Over the weekend, we college basketball fans learned of a relatively momentous thing: Indiana athletic director Fred Glass sent Bob Knight a handwritten invitation to the school's Hall of Fame induction ceremony, where Knight is going to be honored for his sporting contributions to Indiana University. Such an honor is a long time coming, and is the product of a whole new batch of people -- different president, different AD, and perhaps most importantly, different basketball coach -- in powerful positions at the school.
But just because you invite someone to something doesn't mean they'll show up. (I mean, I invite this guy Ryan to my birthday party every year, but I never actually want him to be there.) Knight is an irascible sort. He basically refuses to even mention Indiana when he's around a microphone no matter how many times Dick Vitale screams about naming Assembly Hall after him (after Knight) on ESPN College Gameday. Knight just sort of stares and doesn't say anything, and Rece Davis awkwardly moves the show along.
But if there's a chance Knight will ever come back to Bloomington, this is it. There are a couple of reasons for this.
• Fred Glass isn't messing around: Knight has plenty of friends left in Bloomington, and one of them is former Bloomington Herald-Times sports editor Bob Hammel, who has agreed to help Glass in his mission. It's hard to describe just how close Hammel and Knight were during Knight's heyday; John Feinstein's famous Season On The Brink captures Hammel and Knight as best friends whose respective duties never seemed to interfere with their closeness. (An argument about the journalistic ethics of being best friends with the prime subject of your coverage is for another day, I suppose, but let's just say it's more than a little questionable.) But anyway, if anyone can help convince Knight that now's the time to come back -- that they're getting too old for all this anger -- it's Hammel. Glass was wise to recruit Hammel to the cause.
• In recent years, Knight has shown a rapidly increasing ability to embrace forces he once so frequently collided with.
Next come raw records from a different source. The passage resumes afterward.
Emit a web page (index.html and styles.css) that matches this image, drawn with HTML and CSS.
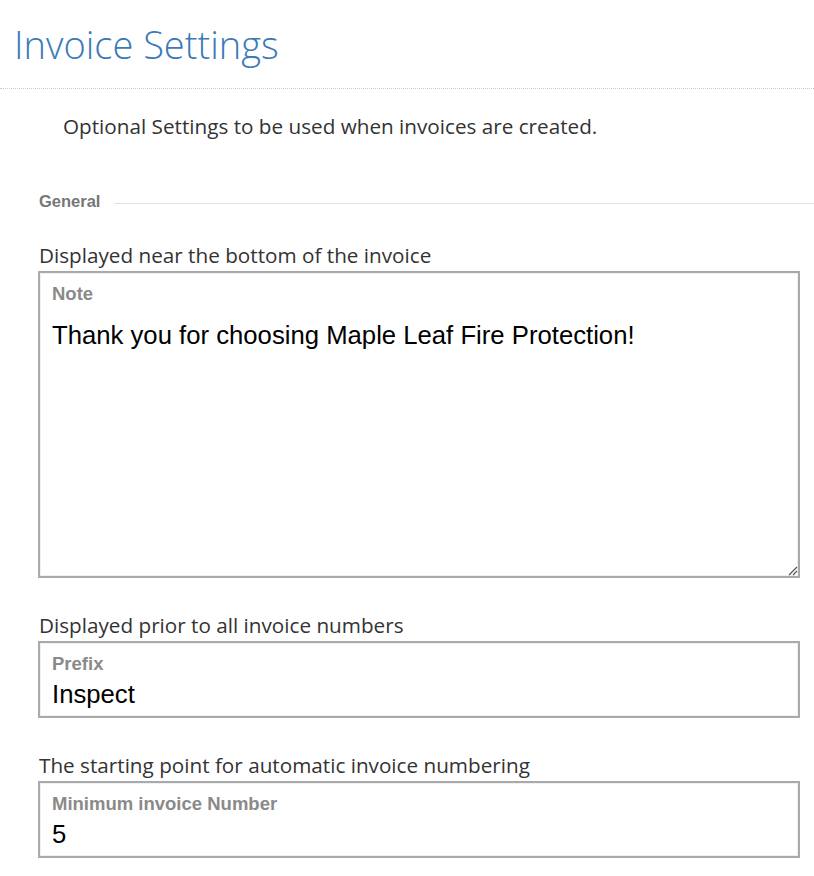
FILE: index.html
```html
<!DOCTYPE html>
<html lang="en">
<head>
<meta charset="utf-8">
<title>Invoice Settings</title>
<link rel="stylesheet" href="styles.css">
</head>
<body>
<header class="page-header">
  <h1 class="page-title">Invoice Settings</h1>
</header>
<p class="intro">Optional Settings to be used when invoices are created.</p>
<section class="group">
  <div class="group-legend"><span class="legend-text">General</span><span class="legend-line"></span></div>

  <div class="field">
    <div class="field-help">Displayed near the bottom of the invoice</div>
    <div class="box box-area">
      <div class="box-label">Note</div>
      <div class="box-value">Thank you for choosing Maple Leaf Fire Protection!</div>
      <svg class="grip" width="12" height="12" viewBox="0 0 12 12"><path d="M11 3 L3 11 M11 7 L7 11" stroke="#555" stroke-width="1.2" fill="none"/></svg>
    </div>
  </div>

  <div class="field">
    <div class="field-help">Displayed prior to all invoice numbers</div>
    <div class="box">
      <div class="box-label">Prefix</div>
      <div class="box-value">Inspect</div>
    </div>
  </div>

  <div class="field">
    <div class="field-help">The starting point for automatic invoice numbering</div>
    <div class="box">
      <div class="box-label">Minimum invoice Number</div>
      <div class="box-value">5</div>
    </div>
  </div>
</section>
</body>
</html>
```
FILE: styles.css
```css
html, body {
  margin: 0;
  padding: 0;
  background: #fff;
}
body {
  width: 814px;
  font-family: "Open Sans", "Liberation Sans", sans-serif;
  color: #333;
}
.page-header {
  padding: 18px 14px 0;
  height: 70px;
  border-bottom: 1px dotted #ccc;
}
.page-title {
  margin: 0;
  font-weight: 300;
  font-size: 38px;
  line-height: 52px;
  color: #3a7ab8;
}
.intro {
  margin: 0;
  padding: 23px 0 0 63px;
  font-size: 20.7px;
  line-height: 28px;
  color: #333;
}
.group {
  padding: 51px 14px 0 38px;
}
.group-legend {
  display: flex;
  align-items: center;
  margin-right: -14px;
  padding-left: 1px;
  height: 20px;
}
.legend-text {
  font-family: "Liberation Sans", Arial, sans-serif;
  font-weight: bold;
  font-size: 16.5px;
  color: #777;
}
.legend-line {
  flex: 1;
  height: 1px;
  background: #e2e2e2;
  margin-left: 14px;
  margin-top: 5px;
}
.field {
  margin-top: 31px;
}
.field + .field {
  margin-top: 34px;
}
.field-help {
  padding-left: 1px;
  font-size: 20.7px;
  line-height: 26px;
  color: #333;
  margin-bottom: 3px;
}
.box {
  position: relative;
  border: 2px solid #aaa;
  box-shadow: inset 0 0 0 1px #f0f0f0;
  padding: 10px 12px 0;
  box-sizing: border-box;
  height: 77px;
}
.box-area {
  height: 307px;
}
.box-label {
  font-family: "Liberation Sans", Arial, sans-serif;
  font-weight: bold;
  font-size: 18.5px;
  line-height: 22px;
  color: #8a8a8a;
}
.box-value {
  font-family: "Liberation Sans", Arial, sans-serif;
  font-size: 25.7px;
  line-height: 34px;
  margin-top: 2px;
  color: #000;
}
.box-area .box-value {
  margin-top: 13px;
}
.grip {
  position: absolute;
  right: 0;
  bottom: 0;
}
```
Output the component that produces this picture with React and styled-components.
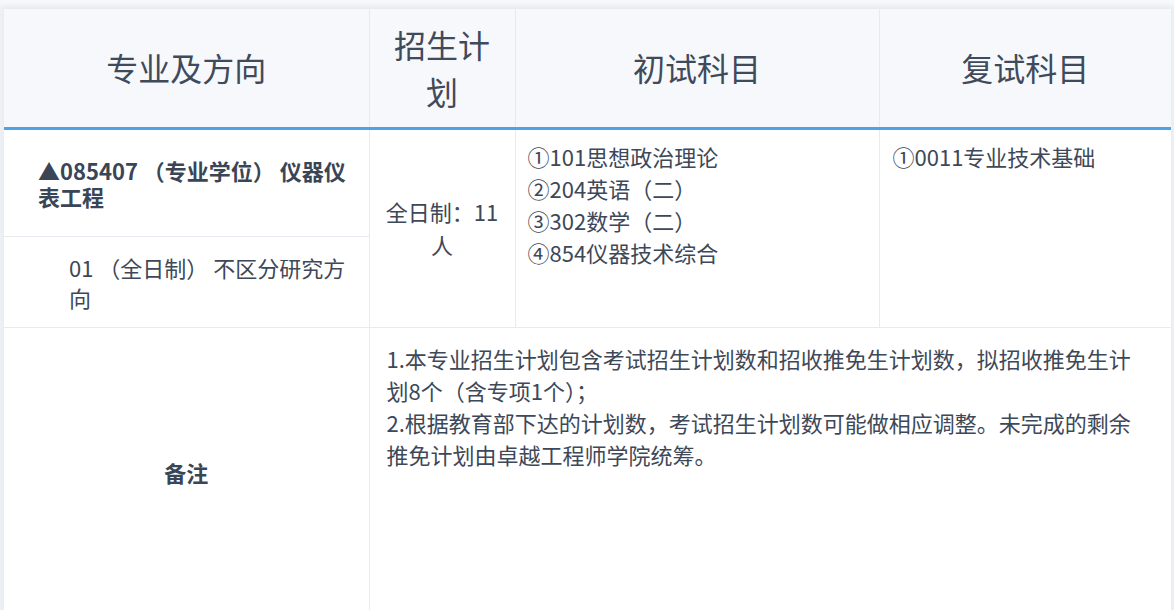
import React from 'react';
import styled, { createGlobalStyle } from 'styled-components';

const GlobalStyle = createGlobalStyle`
  html, body {
    margin: 0;
    padding: 0;
    background: #f3f5f8;
    font-family: "Noto Sans CJK SC", "Noto Sans", sans-serif;
    color: #3d4858;
  }
`;

const Page = styled.div`
  padding: 9px 3px 0 4px;
  background: linear-gradient(#f8f9fb, #eef1f4 9px, #eef2f6 9px);
  overflow: hidden;
  height: 610px;
  box-sizing: border-box;
`;

const Table = styled.table`
  width: 1167px;
  border-collapse: collapse;
  table-layout: fixed;
  background: #fff;
  box-shadow: 0 -2px 6px rgba(0, 0, 0, 0.04);
`;

const HeadCell = styled.th`
  height: 119px;
  padding: 0 18px;
  background: #f6f8fc;
  font-size: 32px;
  font-weight: 400;
  line-height: 47px;
  color: #3f4a5b;
  text-align: center;
  border-left: 1px solid #e7ebf0;
  border-bottom: 3px solid #4ba4e6;
  box-sizing: border-box;
  &:first-child { border-left: none; }
`;

const Cell = styled.td`
  border-left: 1px solid #e7ebf0;
  border-bottom: 1px solid #e7ebf0;
  font-size: 22px;
  line-height: ${(p) => p.$lh || 32}px;
  font-weight: ${(p) => (p.$bold ? 700 : 400)};
  text-align: ${(p) => p.$align || 'left'};
  vertical-align: ${(p) => p.$valign || 'middle'};
  padding: ${(p) => p.$pad || '0'};
  color: ${(p) => (p.$bold ? '#3a4555' : '#3d4858')};
  box-sizing: border-box;
  word-break: break-all;
  &:first-child { border-left: none; }
`;

const Row = styled.tr`
  height: ${(p) => p.$h}px;
`;

const Line = styled.div``;

export default function App() {
  return (
    <>
      <GlobalStyle />
      <Page>
        <Table>
          <colgroup>
            <col style={{ width: 365 }} />
            <col style={{ width: 146 }} />
            <col style={{ width: 364 }} />
            <col style={{ width: 292 }} />
          </colgroup>
          <thead>
            <tr>
              <HeadCell>专业及方向</HeadCell>
              <HeadCell>招生计划</HeadCell>
              <HeadCell>初试科目</HeadCell>
              <HeadCell>复试科目</HeadCell>
            </tr>
          </thead>
          <tbody>
            <Row $h={108}>
              <Cell $bold $lh={26} $pad="0 12px 0 34px">
                ▲085407 （专业学位） 仪器仪表工程
              </Cell>
              <Cell rowSpan={2} $align="center" $lh={33} $pad="0 16px">
                全日制：11 人
              </Cell>
              <Cell rowSpan={2} $valign="top" $pad="10px 12px 0 12px">
                <Line>①101思想政治理论</Line>
                <Line>②204英语（二）</Line>
                <Line>③302数学（二）</Line>
                <Line>④854仪器技术综合</Line>
              </Cell>
              <Cell rowSpan={2} $valign="top" $pad="10px 12px 0 13px">
                ①0011专业技术基础
              </Cell>
            </Row>
            <Row $h={91}>
              <Cell $lh={30} $pad="0 12px 0 65px">
                01 （全日制） 不区分研究方向
              </Cell>
            </Row>
            <Row $h={290}>
              <Cell $bold $align="center">备注</Cell>
              <Cell colSpan={3} $valign="top" $pad="14px 28px 0 17px">
                <Line>1.本专业招生计划包含考试招生计划数和招收推免生计划数，拟招收推免生计划8个（含专项1个）；</Line>
                <Line>2.根据教育部下达的计划数，考试招生计划数可能做相应调整。未完成的剩余推免计划由卓越工程师学院统筹。</Line>
              </Cell>
            </Row>
          </tbody>
        </Table>
      </Page>
    </>
  );
}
The easiest example is ESPN. Knight once mercilessly insulted journalists at his press conferences, and even when he didn't have a TV-ready quip he was just flat mean. He apparently had zero respect for sports journalism. He hated it. And now, he is one of them.
This Indiana thing could arguably require even less of a reversal on Knight's part. Far as I can remember -- and who knows what Knight's said in private -- he's never said never to a return to Indiana. He just hasn't addressed the subject. And with a whole new batch of people in place, and a clear invitation not only from Indiana's fans but from the current administration itself, it wouldn't be that much of a leap.
Maybe Knight's still really angry, but if so, he's angry at the wrong things. The abstract, nebulous institution that is Indiana University didn't fire him. People did. Probably rightfully so. But if there was ever a time to forget those details and revel in honoring a fantastic (and fantastically flawed) college basketball coach, now is the time.